David Gueiros Vieira, em seu artigo sobre o
tema[ii], destaca que a Maçonaria brasileira da segunda metade do século XIX,
não somente trabalhou em prol do protestantismo, como também do liberalismo, da
abolição da escravatura, do ensino laico, e da proclamação da república,
garantindo assim a separação da Igreja-Estado, da qual todos usufruímos
atualmente. Marcos José Diniz Silva, inclusive, atentou para a guerra midiática
entre a Maçonaria e a Igreja Católica, a favor e contra o ensino laico e a
liberdade religiosa, por meio de seus jornais.[iii] Mas foquemos aqui na
questão religiosa.
Naquela época, os protestantes enfrentavam
todo tipo de boicote, desde aquisição de terrenos para igrejas, compra de
material de construção, mão de obra, até ameaças aos sacerdotes e fiéis, e atos
de vandalismo. Há registro de casos de congregações religiosas que funcionaram
inicialmente nas dependências de Lojas Maçônicas, que as ajudaram a construir
seus próprios edifícios. Há também registro de proteção maçônica a pastores em
suas pregações públicas em todo o interior do país. As igrejas pentecostais e
neopentecostais, que surgiram no Brasil durante as décadas seguintes,
usufruíram da base bem fundamentada, construída pelos protestantes tradicionais
(históricos) com o auxílio dos maçons (muitos deles, também protestantes).
No entanto, atualmente, o Brasil tem
assistido outra crise de ignorância, fanatismo e intolerância religiosa. Os noticiários
têm apresentado uma crescente onda de casos de intolerância contra,
principalmente, religiões de origem africana. Aqui mesmo, nas proximidades da
Capital Federal, três terreiros sofreram vandalismo e foram incendiados. Isso
mesmo: no entorno de Brasília, em pleno século XXI. Lojas de artigos de umbanda
também foram depredadas em Belo Horizonte. Isso sem contar os casos quase que
diários de agressão física, até mesmo a uma menina no Rio de Janeiro,
apedrejada por ser adepta do Candomblé, e outra em Curitiba, agredida dentro de
sala de aula pela mesma razão. Cada uma em um canto do país. Ambas, vítimas do
que é uma clara afronta aos Direitos Humanos e à Constituição.

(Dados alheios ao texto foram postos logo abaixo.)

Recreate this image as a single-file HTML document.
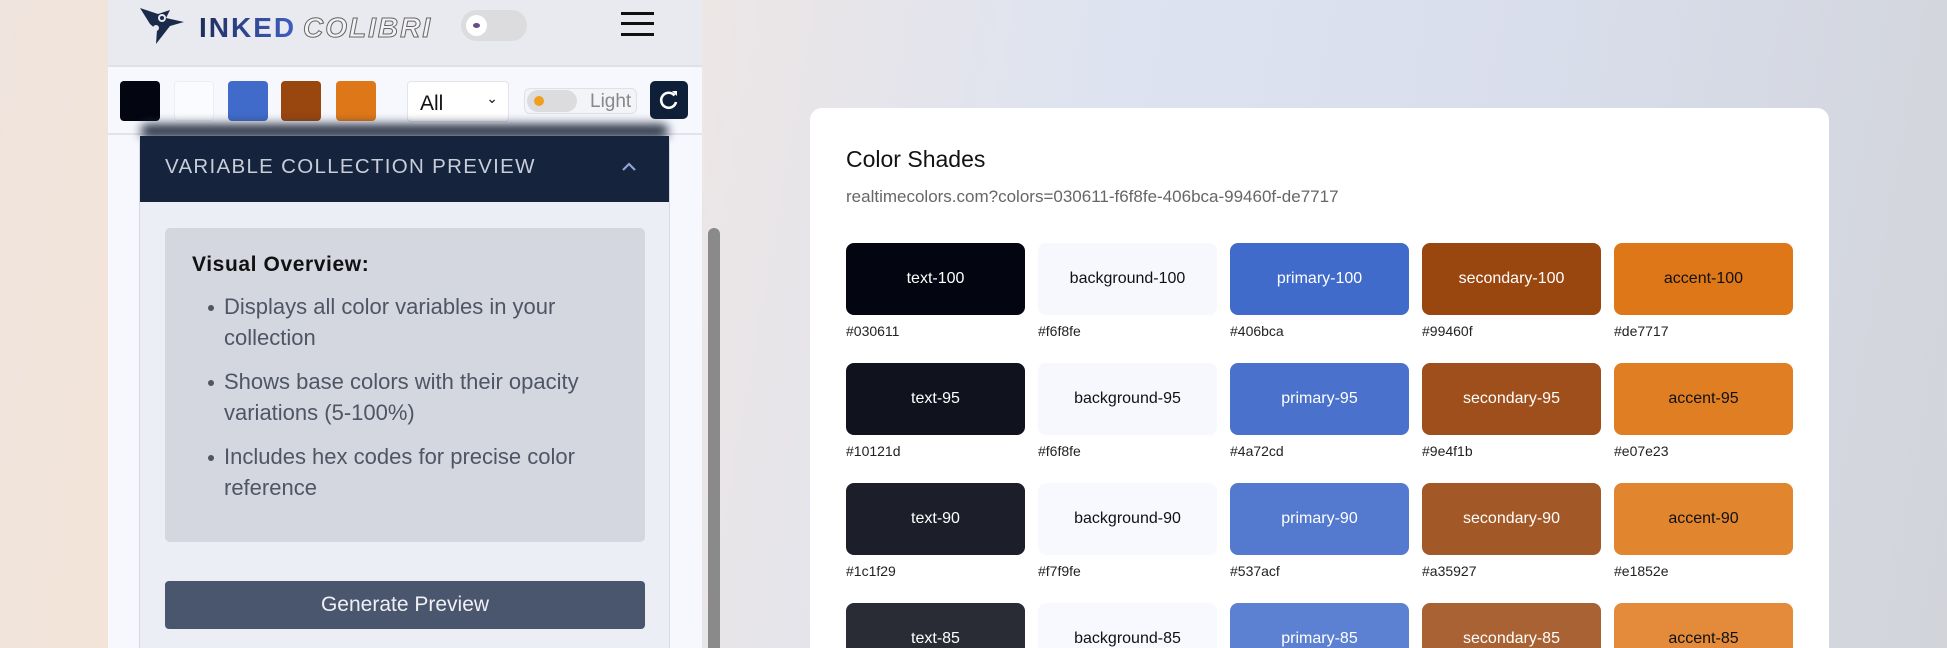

Infelizmente, alguns sacerdotes de certas
vertentes evangélicas, também tomados pela ignorância, vez ou outra nos
surpreende com discursos e propagandas antimaçônicas, como já noticiado aqui no
blog. Suas memórias curtas ou, simplesmente, puro desconhecimento (ignorância),
levam-lhes ao erro de atacar a Maçonaria, que tanto colaborou para a
consolidação de suas antecessoras e, consequentemente, de suas próprias igrejas
no país. É esse tipo de “ignorância sacerdotal” que incita a intolerância, o
fanatismo, levando indivíduos aprisionados a suas fés cegas e má orientações
espirituais a atos de terrorismo como os mencionados.
Espero que nossas Obediências Maçônicas
abracem novamente a causa do combate à intolerância religiosa, como fez há 150
anos. A reforma política já tem a atenção de grandes instituições, como o MPF –
Ministério Público Federal, e a CNBB – Conferência Nacional dos Bispos do
Brasil. As minorias religiosas discriminadas não. Essa conquista maçônica do
passado, chamada de liberdade religiosa, está seriamente ameaçada e merece mais
uma vez nossa atenção. Não podemos esperar que as difamações contra a Maçonaria
se transformem em apedrejamento de maçons e incêndio a Lojas Maçônicas para
agir.
[i] MENDONÇA, A. G. Inserção dos
protestantismos e “questão religiosa” no Brasil, século XIX (reflexões e
hipóteses). Estudos Teológicos, Vol. 27, No. 3, 1987, p. 219-237.
[ii] VIEIRA, D. G. O Liberalismo, a Maçonaria
e o Protestantismo no Brasil no Século Dezenove. Estudos Teológicos, Vol. 27,
No. 3, 1987, p. 195-217.
[iii] SILVA, M. J. D. Maçonaria e laicismo
republicano na imprensa católica cearense entre os anos de 1910 e 1920. Ciência
& Maçonaria, Vol. Vol. 1, n.1, Jan/Jun, 2013, p. 7-19.